With lessons learned from building Marlin, Dyer and Pelose have been aggressively building out the platform and rounding out the management team, which will continue for the first six months of the company, a period Dyer describes as the startup phase. However, with his experience starting a new company, Dyer can more easily focus on what is most important to ensure initial success.
“With any successful venture, passion [and] energy are important. Focus [and] knowing what your strategy is and also the ability to execute. Our business is a business of execution,” Dyer says. “I’ve been in this industry for 25 plus years, and when you bring excitement and energy to what you do, it’s contagious among your employees and your coworkers.”
Dyer plans on using that collective energy and passion to target small- and micro-ticket leasing, with a “sweet spot” of $250,000 and below, and an average transaction size of roughly $30,000. In addition, the company will be equipment agnostic, much in the same way Marlin was and still is, as the company leverages its founder’s expertise in credit-based lending to execute.
Another aspect that will allow this new venture to get going quickly is the fact that instead of being a “true” startup, Neumann Finance is backed by Beneficial Bank, an established financial institution, which is a major advantage.
“Even though it’s a startup, we have an unbelievable asset in Beneficial Bank in terms of getting us off the ground, in terms of support services and the abundance of talent they have on the bank side, so it’s not actually a startup,” Dyer says. “We’re going to be able to rapidly accelerate where we want to be in six months with their support. That’s truly exciting.”
Dyer and Pelose won’t be satisfied with just being aggressive in the short term. They have a vision of what’s to come and will act on emerging trends to dominate over the long term.
“I like to think of ourselves as visionary. What I mean by that is looking around the bend, seeing where the industry is going and how to compete differently than others. We did that successfully at Marlin,” Dyer says, noting that maintaining service engagement, keeping up with technology and attracting new talent are especially important undertakings. It is the last of these three that he thinks is vital in an industry that is trying to get younger.
For Dyer, the importance of getting younger people involved stems from the need for the “millennial influence” in order to bring in a fresh perspective and new energy. “Also, how they can help us think about engaging our customers. Keeping in mind that many of our customers themselves will be millennials, so getting that new perspective blended with the experience that management brings will, we think, be a winning formula,” Dyer says.
It’s one thing to talk about attracting younger talent with the energy and passion needed to succeed, but both Dyer and Pelose think being connected to an employer like Beneficial will help accomplish this goal. “It’s the fun of being in a startup and having an established entity behind you, backing you. I think that’s going to be a pretty attractive magnet for the talent in this area,” says Pelose, while Dyer notes that the bank is one of the top employers in Pennsylvania’s Delaware Valley.

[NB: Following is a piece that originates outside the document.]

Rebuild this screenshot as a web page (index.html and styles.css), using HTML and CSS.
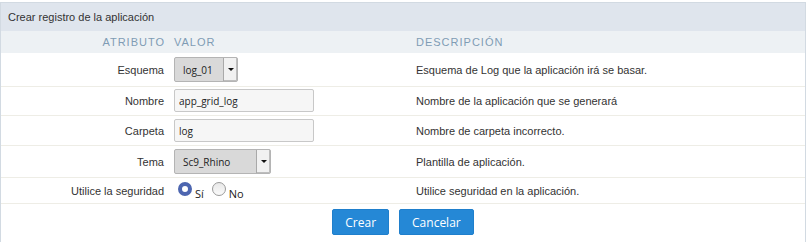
FILE: index.html
```html
<!DOCTYPE html>
<html lang="es">
<head>
    <meta charset="UTF-8">
    <title>Crear registro de la aplicación</title>
    <link rel="stylesheet" href="styles.css">
</head>
<body>
    <div class="panel">
        <div class="panel-title">Crear registro de la aplicación</div>
        <div class="row head">
            <div class="label">ATRIBUTO</div>
            <div>VALOR</div>
            <div>DESCRIPCIÓN</div>
        </div>
        <div class="row first">
            <div class="label">Esquema</div>
            <div>
                <span class="select small">
                    <select><option>log_01</option></select>
                    <span class="arrow"></span>
                </span>
            </div>
            <div class="desc">Esquema de Log que la aplicación irá se basar.</div>
        </div>
        <div class="row tight">
            <div class="label">Nombre</div>
            <div><input type="text" class="field" value="app_grid_log"></div>
            <div class="desc">Nombre de la aplicación que se generará</div>
        </div>
        <div class="row">
            <div class="label">Carpeta</div>
            <div><input type="text" class="field" value="log"></div>
            <div class="desc">Nombre de carpeta incorrecto.</div>
        </div>
        <div class="row">
            <div class="label">Tema</div>
            <div>
                <span class="select wide">
                    <select><option>Sc9_Rhino</option></select>
                    <span class="arrow"></span>
                </span>
            </div>
            <div class="desc">Plantilla de aplicación.</div>
        </div>
        <div class="row radios">
            <div class="label">Utilice la seguridad</div>
            <div class="options">
                <label><input type="radio" name="seg" checked><span>Sí</span></label>
                <label><input type="radio" name="seg"><span>No</span></label>
            </div>
            <div class="desc">Utilice seguridad en la aplicación.</div>
        </div>
        <div class="actions">
            <button>Crear</button>
            <button>Cancelar</button>
        </div>
    </div>
</body>
</html>
```

FILE: styles.css
```css
body {
    margin: 2px 0 0 0;
    font-family: "Liberation Sans", Arial, sans-serif;
    font-size: 11px;
    color: #333;
    background: #fff;
}
.panel {
    width: 804px;
    height: 239px;
    border: 1px solid #d2dae2;
    border-bottom: none;
}
.panel-title {
    height: 28px;
    line-height: 28px;
    padding-left: 7px;
    background: #dfe5ed;
    color: #333;
}
.row {
    display: grid;
    grid-template-columns: 163px 232px 1fr;
    column-gap: 10px;
    align-items: center;
    padding: 3px 0;
    border-bottom: 1px solid #eeede6;
}
.row.first {
    padding: 4px 0;
}
.row.tight {
    padding: 2px 0 3px;
}
.row.head {
    height: 22px;
    padding: 0;
    border-bottom: none;
    background: #edf1f4;
    color: #7f9cb5;
    letter-spacing: 1px;
}
.label {
    text-align: right;
}
.row.head .label {
    margin-right: -1px;
}
.field {
    box-sizing: border-box;
    width: 140px;
    height: 23px;
    margin: 0;
    padding: 0 4px;
    border: 1px solid #c8c8c8;
    border-radius: 2px;
    background: #f6f6f6;
    font-family: "Open Sans", sans-serif;
    font-size: 10px;
    color: #222;
    outline: none;
}
.select {
    position: relative;
    display: inline-block;
    vertical-align: middle;
}
.select select {
    appearance: none;
    -webkit-appearance: none;
    box-sizing: border-box;
    height: 25px;
    margin: 0;
    padding: 0 0 0 8px;
    border: 1px solid #b4b4b4;
    border-radius: 2px;
    background: #d9d9d9;
    font-family: "Open Sans", sans-serif;
    font-size: 10px;
    color: #222;
    outline: none;
}
.select.small select {
    width: 64px;
}
.select.wide select {
    width: 97px;
}
.select .arrow {
    position: absolute;
    top: 1px;
    right: 1px;
    bottom: 1px;
    width: 13px;
    border-left: 1px solid #a9a9a9;
    background: #f1f1f1;
    box-shadow: inset -1px -1px 0 #bdbdbd;
}
.select .arrow::after {
    content: "";
    position: absolute;
    left: 4px;
    top: 10px;
    border-left: 3px solid transparent;
    border-right: 3px solid transparent;
    border-top: 3px solid #111;
}
.row.radios {
    height: 26px;
    box-sizing: border-box;
    padding: 0;
}
.options {
    display: flex;
    align-items: center;
    gap: 8px;
    padding-left: 4px;
    font-family: "Open Sans", sans-serif;
    font-size: 11px;
    color: #222;
}
.options label {
    display: flex;
    align-items: center;
    gap: 3px;
}
.options span {
    padding-top: 6px;
}
.options input {
    appearance: none;
    -webkit-appearance: none;
    box-sizing: border-box;
    width: 14px;
    height: 14px;
    margin: 0 0 4px 0;
    border: 1px solid #9a9a9a;
    border-radius: 50%;
    background: linear-gradient(#e8e8e8, #fafafa);
}
.options input:checked {
    border: 4px solid #4d66b0;
    background: #fff;
}
.actions {
    display: flex;
    justify-content: center;
    gap: 10px;
    padding-top: 5px;
}
.actions button {
    height: 26px;
    padding: 0 12px;
    border: 1px solid #1f7fcc;
    border-radius: 2px;
    background: #2588d6;
    color: #fff;
    font-family: "Open Sans", sans-serif;
    font-size: 12px;
    cursor: pointer;
}
```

When it comes down to it, Dyer and Pelose are excited to get cracking in an environment in which they see very few concerns, but plenty of opportunity and upside.
“I’ve been in the industry for quite a number of years with two other players, Marlin and someone before that and now Neumann. It’s a large market, it’s a dynamic market, it’s also what I would call a fragmented market,” Dyer says. “Now there’s been some consolidation particularly with banks the last decade or two, but it’s a really dynamic industry. The dynamic nature of the industry, I think has always interested me.”